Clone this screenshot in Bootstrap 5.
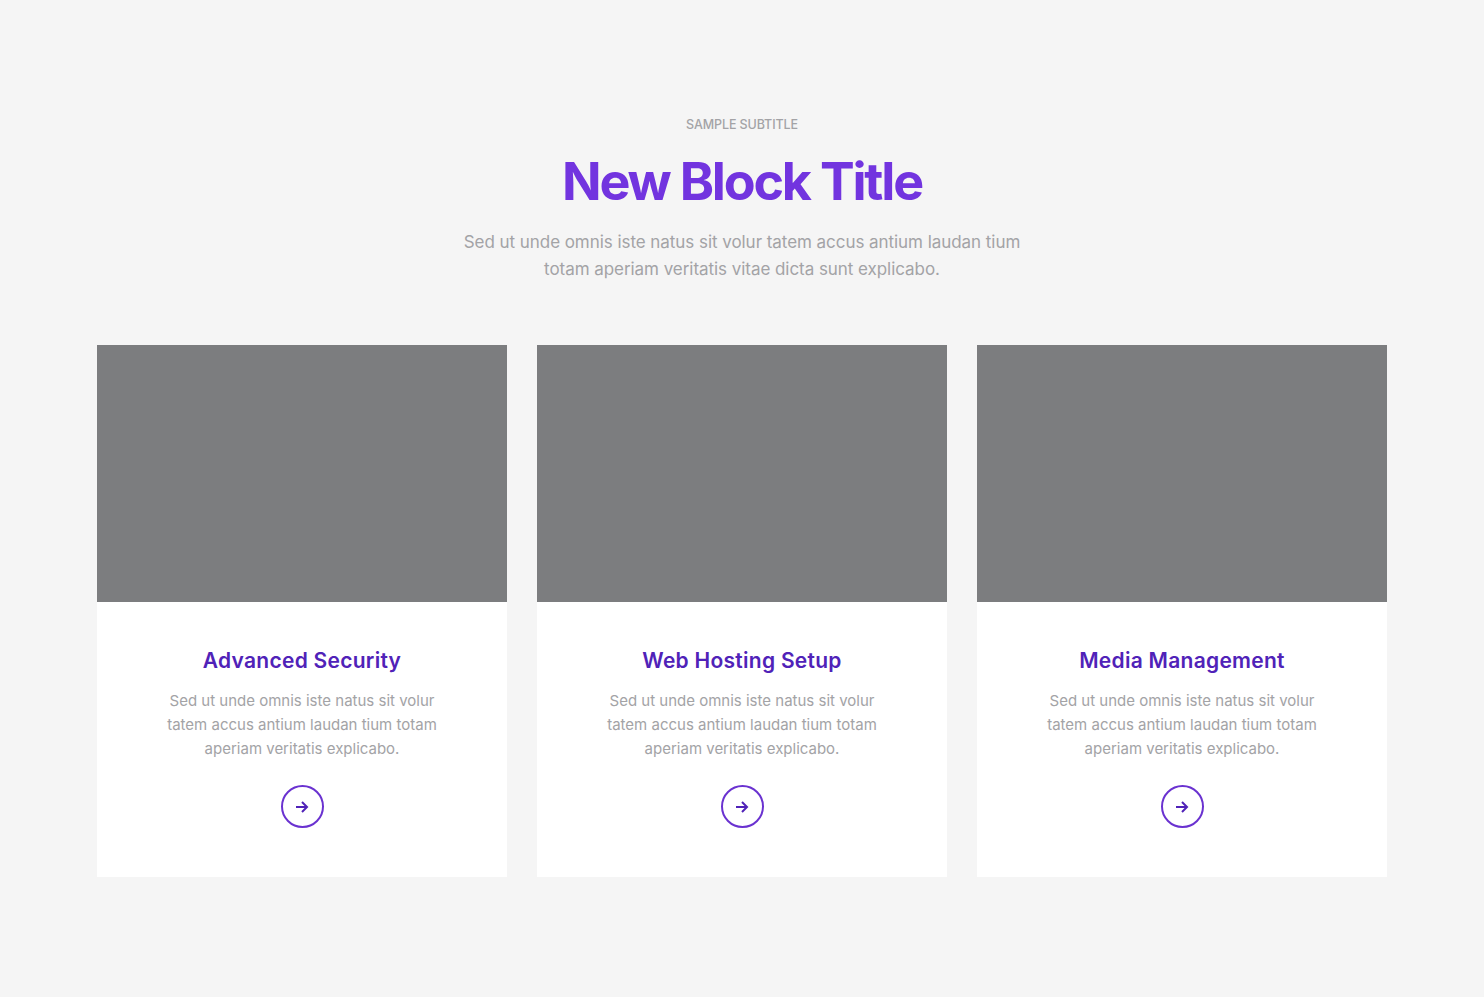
<!DOCTYPE html>
<html lang="en">
<head>
    <meta charset="UTF-8">
    <title>New Block Title</title>
    <meta name="viewport" content="width=device-width, initial-scale=1">
    <link href="https://cdn.jsdelivr.net/npm/bootstrap@5.3.3/dist/css/bootstrap.min.css" rel="stylesheet">
    <style>
        body {
            background-color: #f5f5f5;
            font-family: "Inter", "Noto Sans", sans-serif;
            color: #a3a3a6;
        }

        .block-wrap {
            --bs-gutter-x: 30px;
            padding-top: 117px;
            padding-bottom: 120px;
        }

        .block-wrap .row {
            --bs-gutter-x: 30px;
        }

        .block-sub {
            font-size: 12.5px;
            line-height: 16px;
            letter-spacing: -0.1px;
            font-weight: 500;
            margin-bottom: 20px;
        }

        .block-title {
            color: #7234df;
            font-size: 52px;
            line-height: 58px;
            font-weight: 700;
            letter-spacing: -2.2px;
            margin-bottom: 18px;
        }

        .block-lead {
            font-size: 17px;
            line-height: 27px;
            letter-spacing: -0.05px;
            margin-bottom: 62px;
        }

        .feature-card {
            --bs-card-border-width: 0;
            --bs-card-border-radius: 0;
            --bs-card-inner-border-radius: 0;
            --bs-card-bg: #fff;
            height: 532px;
        }

        .feature-thumb {
            height: 257px;
            background-color: #7c7d7f;
        }

        .feature-body {
            padding: 45px 60px 0;
        }

        .feature-name {
            color: #5022b8;
            font-size: 21px;
            line-height: 28px;
            font-weight: 600;
            letter-spacing: 0.27px;
            margin-bottom: 14px;
        }

        .feature-text {
            font-size: 15px;
            line-height: 24px;
            margin-bottom: 24px;
        }

        .arrow-btn {
            width: 43px;
            height: 43px;
            border: 2px solid #6a32d0;
            color: #5022b8;
        }
    </style>
</head>
<body>

<div class="container block-wrap">
    <div class="text-center">
        <div class="block-sub">SAMPLE SUBTITLE</div>
        <h1 class="block-title">New Block Title</h1>
        <p class="block-lead">Sed ut unde omnis iste natus sit volur tatem accus antium laudan tium<br>totam aperiam veritatis vitae dicta sunt explicabo.</p>
    </div>

    <div class="row">
        <div class="col-4">
            <div class="card feature-card text-center">
                <div class="feature-thumb"></div>
                <div class="feature-body">
                    <h5 class="feature-name">Advanced Security</h5>
                    <p class="feature-text">Sed ut unde omnis iste natus sit volur tatem accus antium laudan tium totam aperiam veritatis explicabo.</p>
                    <a href="#" class="arrow-btn rounded-circle d-inline-flex align-items-center justify-content-center">
                        <svg width="14" height="14" viewBox="0 0 14 14" fill="none" stroke="currentColor" stroke-width="2"><path d="M1 7h11M7 2l5 5-5 5"/></svg>
                    </a>
                </div>
            </div>
        </div>
        <div class="col-4">
            <div class="card feature-card text-center">
                <div class="feature-thumb"></div>
                <div class="feature-body">
                    <h5 class="feature-name">Web Hosting Setup</h5>
                    <p class="feature-text">Sed ut unde omnis iste natus sit volur tatem accus antium laudan tium totam aperiam veritatis explicabo.</p>
                    <a href="#" class="arrow-btn rounded-circle d-inline-flex align-items-center justify-content-center">
                        <svg width="14" height="14" viewBox="0 0 14 14" fill="none" stroke="currentColor" stroke-width="2"><path d="M1 7h11M7 2l5 5-5 5"/></svg>
                    </a>
                </div>
            </div>
        </div>
        <div class="col-4">
            <div class="card feature-card text-center">
                <div class="feature-thumb"></div>
                <div class="feature-body">
                    <h5 class="feature-name">Media Management</h5>
                    <p class="feature-text">Sed ut unde omnis iste natus sit volur tatem accus antium laudan tium totam aperiam veritatis explicabo.</p>
                    <a href="#" class="arrow-btn rounded-circle d-inline-flex align-items-center justify-content-center">
                        <svg width="14" height="14" viewBox="0 0 14 14" fill="none" stroke="currentColor" stroke-width="2"><path d="M1 7h11M7 2l5 5-5 5"/></svg>
                    </a>
                </div>
            </div>
        </div>
    </div>
</div>

<script src="https://cdn.jsdelivr.net/npm/bootstrap@5.3.3/dist/js/bootstrap.bundle.min.js"></script>
</body>
</html>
════
Repeat the full listing above exactly, with no pictures in the copy.

### [Final answer]
Clone this screenshot in Bootstrap 5.
<!DOCTYPE html>
<html lang="en">
<head>
    <meta charset="UTF-8">
    <title>New Block Title</title>
    <meta name="viewport" content="width=device-width, initial-scale=1">
    <link href="https://cdn.jsdelivr.net/npm/bootstrap@5.3.3/dist/css/bootstrap.min.css" rel="stylesheet">
    <style>
        body {
            background-color: #f5f5f5;
            font-family: "Inter", "Noto Sans", sans-serif;
            color: #a3a3a6;
        }

        .block-wrap {
            --bs-gutter-x: 30px;
            padding-top: 117px;
            padding-bottom: 120px;
        }

        .block-wrap .row {
            --bs-gutter-x: 30px;
        }

        .block-sub {
            font-size: 12.5px;
            line-height: 16px;
            letter-spacing: -0.1px;
            font-weight: 500;
            margin-bottom: 20px;
        }

        .block-title {
            color: #7234df;
            font-size: 52px;
            line-height: 58px;
            font-weight: 700;
            letter-spacing: -2.2px;
            margin-bottom: 18px;
        }

        .block-lead {
            font-size: 17px;
            line-height: 27px;
            letter-spacing: -0.05px;
            margin-bottom: 62px;
        }

        .feature-card {
            --bs-card-border-width: 0;
            --bs-card-border-radius: 0;
            --bs-card-inner-border-radius: 0;
            --bs-card-bg: #fff;
            height: 532px;
        }

        .feature-thumb {
            height: 257px;
            background-color: #7c7d7f;
        }

        .feature-body {
            padding: 45px 60px 0;
        }

        .feature-name {
            color: #5022b8;
            font-size: 21px;
            line-height: 28px;
            font-weight: 600;
            letter-spacing: 0.27px;
            margin-bottom: 14px;
        }

        .feature-text {
            font-size: 15px;
            line-height: 24px;
            margin-bottom: 24px;
        }

        .arrow-btn {
            width: 43px;
            height: 43px;
            border: 2px solid #6a32d0;
            color: #5022b8;
        }
    </style>
</head>
<body>

<div class="container block-wrap">
    <div class="text-center">
        <div class="block-sub">SAMPLE SUBTITLE</div>
        <h1 class="block-title">New Block Title</h1>
        <p class="block-lead">Sed ut unde omnis iste natus sit volur tatem accus antium laudan tium<br>totam aperiam veritatis vitae dicta sunt explicabo.</p>
    </div>

    <div class="row">
        <div class="col-4">
            <div class="card feature-card text-center">
                <div class="feature-thumb"></div>
                <div class="feature-body">
                    <h5 class="feature-name">Advanced Security</h5>
                    <p class="feature-text">Sed ut unde omnis iste natus sit volur tatem accus antium laudan tium totam aperiam veritatis explicabo.</p>
                    <a href="#" class="arrow-btn rounded-circle d-inline-flex align-items-center justify-content-center">
                        <svg width="14" height="14" viewBox="0 0 14 14" fill="none" stroke="currentColor" stroke-width="2"><path d="M1 7h11M7 2l5 5-5 5"/></svg>
                    </a>
                </div>
            </div>
        </div>
        <div class="col-4">
            <div class="card feature-card text-center">
                <div class="feature-thumb"></div>
                <div class="feature-body">
                    <h5 class="feature-name">Web Hosting Setup</h5>
                    <p class="feature-text">Sed ut unde omnis iste natus sit volur tatem accus antium laudan tium totam aperiam veritatis explicabo.</p>
                    <a href="#" class="arrow-btn rounded-circle d-inline-flex align-items-center justify-content-center">
                        <svg width="14" height="14" viewBox="0 0 14 14" fill="none" stroke="currentColor" stroke-width="2"><path d="M1 7h11M7 2l5 5-5 5"/></svg>
                    </a>
                </div>
            </div>
        </div>
        <div class="col-4">
            <div class="card feature-card text-center">
                <div class="feature-thumb"></div>
                <div class="feature-body">
                    <h5 class="feature-name">Media Management</h5>
                    <p class="feature-text">Sed ut unde omnis iste natus sit volur tatem accus antium laudan tium totam aperiam veritatis explicabo.</p>
                    <a href="#" class="arrow-btn rounded-circle d-inline-flex align-items-center justify-content-center">
                        <svg width="14" height="14" viewBox="0 0 14 14" fill="none" stroke="currentColor" stroke-width="2"><path d="M1 7h11M7 2l5 5-5 5"/></svg>
                    </a>
                </div>
            </div>
        </div>
    </div>
</div>

<script src="https://cdn.jsdelivr.net/npm/bootstrap@5.3.3/dist/js/bootstrap.bundle.min.js"></script>
</body>
</html>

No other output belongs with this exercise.